The London Hospital stands opposite Whitechapel Underground Station and looks down onthe busy Whitechapel Road. Although we don’t feature it on our Jack the Ripper Tour it is most certainly mentioned several times in the course of the walk.
It was at the London Hospital that Emma Smith died in April 1888. Although Emma was, according to the account she gave to a medic shortly before she died, attacked by a gang and was probably not, therefore, a victim of Jack the Ripper, hers is the first name to appear in the generic Whitechapel Murders file. We actually do pass the spot where she was attacked early on in our Jack the Ripper Walk.

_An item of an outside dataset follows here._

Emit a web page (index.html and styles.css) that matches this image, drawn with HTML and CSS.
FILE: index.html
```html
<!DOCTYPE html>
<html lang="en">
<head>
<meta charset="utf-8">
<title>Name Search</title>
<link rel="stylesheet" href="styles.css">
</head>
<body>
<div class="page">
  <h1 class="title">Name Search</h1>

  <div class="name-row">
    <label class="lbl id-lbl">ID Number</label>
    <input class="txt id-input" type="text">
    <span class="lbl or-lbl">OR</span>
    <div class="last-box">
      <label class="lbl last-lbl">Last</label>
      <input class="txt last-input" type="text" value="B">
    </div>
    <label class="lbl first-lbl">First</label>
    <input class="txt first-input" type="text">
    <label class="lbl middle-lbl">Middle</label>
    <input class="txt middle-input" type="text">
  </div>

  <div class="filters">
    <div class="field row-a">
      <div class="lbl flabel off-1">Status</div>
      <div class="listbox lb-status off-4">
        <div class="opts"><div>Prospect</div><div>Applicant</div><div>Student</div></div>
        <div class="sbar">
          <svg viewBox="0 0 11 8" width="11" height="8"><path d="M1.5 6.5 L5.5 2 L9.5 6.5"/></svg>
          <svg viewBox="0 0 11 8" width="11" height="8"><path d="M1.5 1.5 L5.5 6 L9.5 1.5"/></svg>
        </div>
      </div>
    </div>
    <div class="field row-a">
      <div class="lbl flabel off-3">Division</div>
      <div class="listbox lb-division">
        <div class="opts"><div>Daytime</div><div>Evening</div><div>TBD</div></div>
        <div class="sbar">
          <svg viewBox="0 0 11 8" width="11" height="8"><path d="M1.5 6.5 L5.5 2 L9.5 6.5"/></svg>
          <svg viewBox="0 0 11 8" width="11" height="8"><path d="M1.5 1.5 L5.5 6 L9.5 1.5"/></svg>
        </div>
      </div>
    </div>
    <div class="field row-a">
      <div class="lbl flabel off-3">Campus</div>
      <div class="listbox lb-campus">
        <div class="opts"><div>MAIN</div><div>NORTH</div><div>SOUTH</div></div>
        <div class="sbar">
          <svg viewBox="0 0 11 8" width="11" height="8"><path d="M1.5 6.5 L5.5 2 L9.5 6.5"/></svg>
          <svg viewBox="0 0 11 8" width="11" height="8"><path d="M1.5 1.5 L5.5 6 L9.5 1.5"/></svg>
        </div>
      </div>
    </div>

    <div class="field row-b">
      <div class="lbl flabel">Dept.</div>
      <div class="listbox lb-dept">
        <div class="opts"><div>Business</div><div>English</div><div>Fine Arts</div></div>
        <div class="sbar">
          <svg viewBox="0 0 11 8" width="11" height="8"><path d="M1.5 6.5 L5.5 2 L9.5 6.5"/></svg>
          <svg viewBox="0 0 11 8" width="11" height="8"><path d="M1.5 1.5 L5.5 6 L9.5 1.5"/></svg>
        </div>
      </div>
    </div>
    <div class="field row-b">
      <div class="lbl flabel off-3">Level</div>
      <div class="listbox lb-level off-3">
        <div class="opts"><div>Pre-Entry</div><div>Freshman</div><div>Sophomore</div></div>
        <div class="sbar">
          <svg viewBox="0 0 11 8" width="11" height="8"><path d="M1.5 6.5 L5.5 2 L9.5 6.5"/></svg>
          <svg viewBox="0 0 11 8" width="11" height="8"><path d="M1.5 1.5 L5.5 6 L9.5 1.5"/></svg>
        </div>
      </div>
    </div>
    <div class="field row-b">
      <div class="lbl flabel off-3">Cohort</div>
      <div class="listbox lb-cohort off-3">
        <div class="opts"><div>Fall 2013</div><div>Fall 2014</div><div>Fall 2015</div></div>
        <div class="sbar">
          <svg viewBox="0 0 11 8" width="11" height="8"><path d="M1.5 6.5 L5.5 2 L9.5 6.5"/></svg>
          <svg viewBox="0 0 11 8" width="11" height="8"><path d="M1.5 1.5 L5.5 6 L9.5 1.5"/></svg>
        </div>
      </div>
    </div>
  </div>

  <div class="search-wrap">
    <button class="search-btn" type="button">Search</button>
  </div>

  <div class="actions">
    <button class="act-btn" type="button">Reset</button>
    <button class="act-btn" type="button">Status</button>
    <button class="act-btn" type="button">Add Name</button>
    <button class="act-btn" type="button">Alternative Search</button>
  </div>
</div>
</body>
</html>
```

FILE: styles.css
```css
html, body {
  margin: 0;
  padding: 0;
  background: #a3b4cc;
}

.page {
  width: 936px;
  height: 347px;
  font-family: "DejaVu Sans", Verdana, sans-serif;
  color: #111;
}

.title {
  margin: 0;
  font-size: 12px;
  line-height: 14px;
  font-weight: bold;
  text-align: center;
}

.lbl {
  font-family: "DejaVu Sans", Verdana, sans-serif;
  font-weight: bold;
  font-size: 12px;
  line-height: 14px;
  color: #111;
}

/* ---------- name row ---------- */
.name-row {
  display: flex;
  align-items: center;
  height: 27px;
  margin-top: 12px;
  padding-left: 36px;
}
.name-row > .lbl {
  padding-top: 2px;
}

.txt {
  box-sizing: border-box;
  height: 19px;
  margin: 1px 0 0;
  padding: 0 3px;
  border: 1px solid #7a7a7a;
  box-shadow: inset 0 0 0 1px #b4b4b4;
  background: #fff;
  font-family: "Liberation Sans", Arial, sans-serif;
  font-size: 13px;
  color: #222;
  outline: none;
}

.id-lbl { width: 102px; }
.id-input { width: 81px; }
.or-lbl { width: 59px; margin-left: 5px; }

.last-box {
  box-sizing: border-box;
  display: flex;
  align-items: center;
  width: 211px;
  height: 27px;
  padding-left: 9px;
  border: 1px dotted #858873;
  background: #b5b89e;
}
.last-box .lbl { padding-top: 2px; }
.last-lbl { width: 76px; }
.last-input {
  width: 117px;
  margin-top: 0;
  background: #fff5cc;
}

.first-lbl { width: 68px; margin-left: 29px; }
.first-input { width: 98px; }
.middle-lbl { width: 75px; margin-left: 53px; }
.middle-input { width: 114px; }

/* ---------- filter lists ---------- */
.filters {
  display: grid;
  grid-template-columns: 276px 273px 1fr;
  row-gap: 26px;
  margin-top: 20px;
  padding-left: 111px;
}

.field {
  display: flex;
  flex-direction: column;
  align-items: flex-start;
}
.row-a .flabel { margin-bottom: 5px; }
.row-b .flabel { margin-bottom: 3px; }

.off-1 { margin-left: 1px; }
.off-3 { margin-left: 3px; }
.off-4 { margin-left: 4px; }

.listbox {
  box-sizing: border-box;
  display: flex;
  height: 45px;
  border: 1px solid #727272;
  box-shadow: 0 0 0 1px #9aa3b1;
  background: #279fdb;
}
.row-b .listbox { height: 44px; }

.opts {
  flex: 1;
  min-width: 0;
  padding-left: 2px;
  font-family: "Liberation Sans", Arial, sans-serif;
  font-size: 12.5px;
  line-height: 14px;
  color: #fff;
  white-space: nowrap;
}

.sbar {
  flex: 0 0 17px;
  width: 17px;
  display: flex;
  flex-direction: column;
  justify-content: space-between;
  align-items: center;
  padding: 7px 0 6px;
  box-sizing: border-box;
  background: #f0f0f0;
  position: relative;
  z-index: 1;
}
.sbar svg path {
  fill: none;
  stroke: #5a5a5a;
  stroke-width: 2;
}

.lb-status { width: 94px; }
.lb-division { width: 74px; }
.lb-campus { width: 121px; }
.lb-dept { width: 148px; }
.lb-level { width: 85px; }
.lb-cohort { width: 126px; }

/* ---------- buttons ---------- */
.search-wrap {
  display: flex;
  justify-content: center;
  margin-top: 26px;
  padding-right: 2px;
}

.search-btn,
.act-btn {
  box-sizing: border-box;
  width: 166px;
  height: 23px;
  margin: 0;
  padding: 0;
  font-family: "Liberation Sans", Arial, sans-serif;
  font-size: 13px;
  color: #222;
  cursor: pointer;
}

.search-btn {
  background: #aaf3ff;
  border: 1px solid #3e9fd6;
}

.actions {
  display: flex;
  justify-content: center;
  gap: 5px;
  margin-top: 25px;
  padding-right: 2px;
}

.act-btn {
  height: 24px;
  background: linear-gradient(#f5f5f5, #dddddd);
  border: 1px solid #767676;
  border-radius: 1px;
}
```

It was also to the London Hospital that the kidney sent to Mr George Lusk in October 1888,along with the infamous ‘From Hell’ letter was eventually taken so that it could be examined by the Pathological Curator Dr. Thomas Openshaw. The police wanted him to ascertain whether or not it was the kidney that had been removed from Jack the Ripper’s fourth victim, Catherine Eddowes, who had been murdered on 30th September 1888, and thus that it had been sent by Jack the Ripper.
Despite newspaper reports to the contrary, Dr.Opens haw was of the opinion that, although he thought it to be half of a left human kidney, he was unable to say whether it was from a woman, nor how much time had elapsed since it had been removed from the body.
In the London Hospital Museum, which is free of charge, there is an exhibition that features a copy of the From Hell letter and other memorabilia that covers the various ways in which the London Hospital featured in the Jack the Ripper case.